Data:
"""

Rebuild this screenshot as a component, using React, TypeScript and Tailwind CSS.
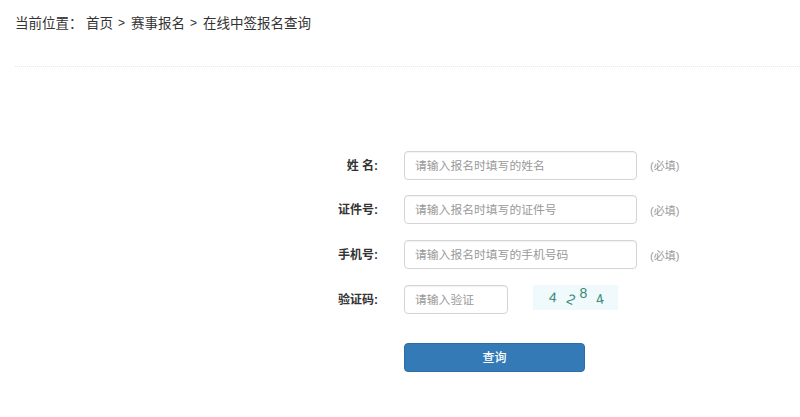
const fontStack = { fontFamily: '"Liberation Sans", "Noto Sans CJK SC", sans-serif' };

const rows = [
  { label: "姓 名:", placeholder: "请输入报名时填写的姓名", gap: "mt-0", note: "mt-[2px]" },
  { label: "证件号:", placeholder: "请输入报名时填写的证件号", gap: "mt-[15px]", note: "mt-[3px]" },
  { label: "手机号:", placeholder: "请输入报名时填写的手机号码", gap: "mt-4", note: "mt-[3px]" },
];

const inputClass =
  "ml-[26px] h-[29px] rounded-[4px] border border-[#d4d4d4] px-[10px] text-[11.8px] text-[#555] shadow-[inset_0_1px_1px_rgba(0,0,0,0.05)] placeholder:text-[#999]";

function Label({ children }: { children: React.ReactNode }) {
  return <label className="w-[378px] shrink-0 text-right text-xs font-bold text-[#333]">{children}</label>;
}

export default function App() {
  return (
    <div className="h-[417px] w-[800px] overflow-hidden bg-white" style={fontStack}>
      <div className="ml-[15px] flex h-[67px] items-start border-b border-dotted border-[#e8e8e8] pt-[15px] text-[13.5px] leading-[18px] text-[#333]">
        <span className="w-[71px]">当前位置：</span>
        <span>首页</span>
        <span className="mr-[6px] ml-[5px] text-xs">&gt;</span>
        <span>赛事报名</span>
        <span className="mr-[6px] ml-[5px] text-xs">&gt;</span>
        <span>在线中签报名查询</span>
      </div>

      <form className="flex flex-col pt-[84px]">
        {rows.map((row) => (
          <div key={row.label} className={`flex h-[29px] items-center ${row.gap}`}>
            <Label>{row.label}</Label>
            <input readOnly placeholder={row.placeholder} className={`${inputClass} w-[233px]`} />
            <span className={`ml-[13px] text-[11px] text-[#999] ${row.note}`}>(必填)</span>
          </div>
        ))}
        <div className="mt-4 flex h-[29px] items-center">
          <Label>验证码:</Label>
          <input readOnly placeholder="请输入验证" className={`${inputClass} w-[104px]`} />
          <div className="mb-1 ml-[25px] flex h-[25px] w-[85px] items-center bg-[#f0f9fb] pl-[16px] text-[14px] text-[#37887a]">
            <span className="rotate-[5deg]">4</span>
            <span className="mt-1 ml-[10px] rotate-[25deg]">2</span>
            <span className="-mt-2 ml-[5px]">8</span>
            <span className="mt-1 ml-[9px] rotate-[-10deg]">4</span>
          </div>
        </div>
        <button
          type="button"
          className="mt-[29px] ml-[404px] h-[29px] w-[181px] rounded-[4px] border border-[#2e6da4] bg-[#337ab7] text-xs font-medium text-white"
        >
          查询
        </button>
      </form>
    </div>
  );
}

"""

Work to complete: Leave out the pictures and restate everything else word for word.

Response to the exercise:
Rebuild this screenshot as a component, using React, TypeScript and Tailwind CSS.
const fontStack = { fontFamily: '"Liberation Sans", "Noto Sans CJK SC", sans-serif' };

const rows = [
  { label: "姓 名:", placeholder: "请输入报名时填写的姓名", gap: "mt-0", note: "mt-[2px]" },
  { label: "证件号:", placeholder: "请输入报名时填写的证件号", gap: "mt-[15px]", note: "mt-[3px]" },
  { label: "手机号:", placeholder: "请输入报名时填写的手机号码", gap: "mt-4", note: "mt-[3px]" },
];

const inputClass =
  "ml-[26px] h-[29px] rounded-[4px] border border-[#d4d4d4] px-[10px] text-[11.8px] text-[#555] shadow-[inset_0_1px_1px_rgba(0,0,0,0.05)] placeholder:text-[#999]";

function Label({ children }: { children: React.ReactNode }) {
  return <label className="w-[378px] shrink-0 text-right text-xs font-bold text-[#333]">{children}</label>;
}

export default function App() {
  return (
    <div className="h-[417px] w-[800px] overflow-hidden bg-white" style={fontStack}>
      <div className="ml-[15px] flex h-[67px] items-start border-b border-dotted border-[#e8e8e8] pt-[15px] text-[13.5px] leading-[18px] text-[#333]">
        <span className="w-[71px]">当前位置：</span>
        <span>首页</span>
        <span className="mr-[6px] ml-[5px] text-xs">&gt;</span>
        <span>赛事报名</span>
        <span className="mr-[6px] ml-[5px] text-xs">&gt;</span>
        <span>在线中签报名查询</span>
      </div>

      <form className="flex flex-col pt-[84px]">
        {rows.map((row) => (
          <div key={row.label} className={`flex h-[29px] items-center ${row.gap}`}>
            <Label>{row.label}</Label>
            <input readOnly placeholder={row.placeholder} className={`${inputClass} w-[233px]`} />
            <span className={`ml-[13px] text-[11px] text-[#999] ${row.note}`}>(必填)</span>
          </div>
        ))}
        <div className="mt-4 flex h-[29px] items-center">
          <Label>验证码:</Label>
          <input readOnly placeholder="请输入验证" className={`${inputClass} w-[104px]`} />
          <div className="mb-1 ml-[25px] flex h-[25px] w-[85px] items-center bg-[#f0f9fb] pl-[16px] text-[14px] text-[#37887a]">
            <span className="rotate-[5deg]">4</span>
            <span className="mt-1 ml-[10px] rotate-[25deg]">2</span>
            <span className="-mt-2 ml-[5px]">8</span>
            <span className="mt-1 ml-[9px] rotate-[-10deg]">4</span>
          </div>
        </div>
        <button
          type="button"
          className="mt-[29px] ml-[404px] h-[29px] w-[181px] rounded-[4px] border border-[#2e6da4] bg-[#337ab7] text-xs font-medium text-white"
        >
          查询
        </button>
      </form>
    </div>
  );
}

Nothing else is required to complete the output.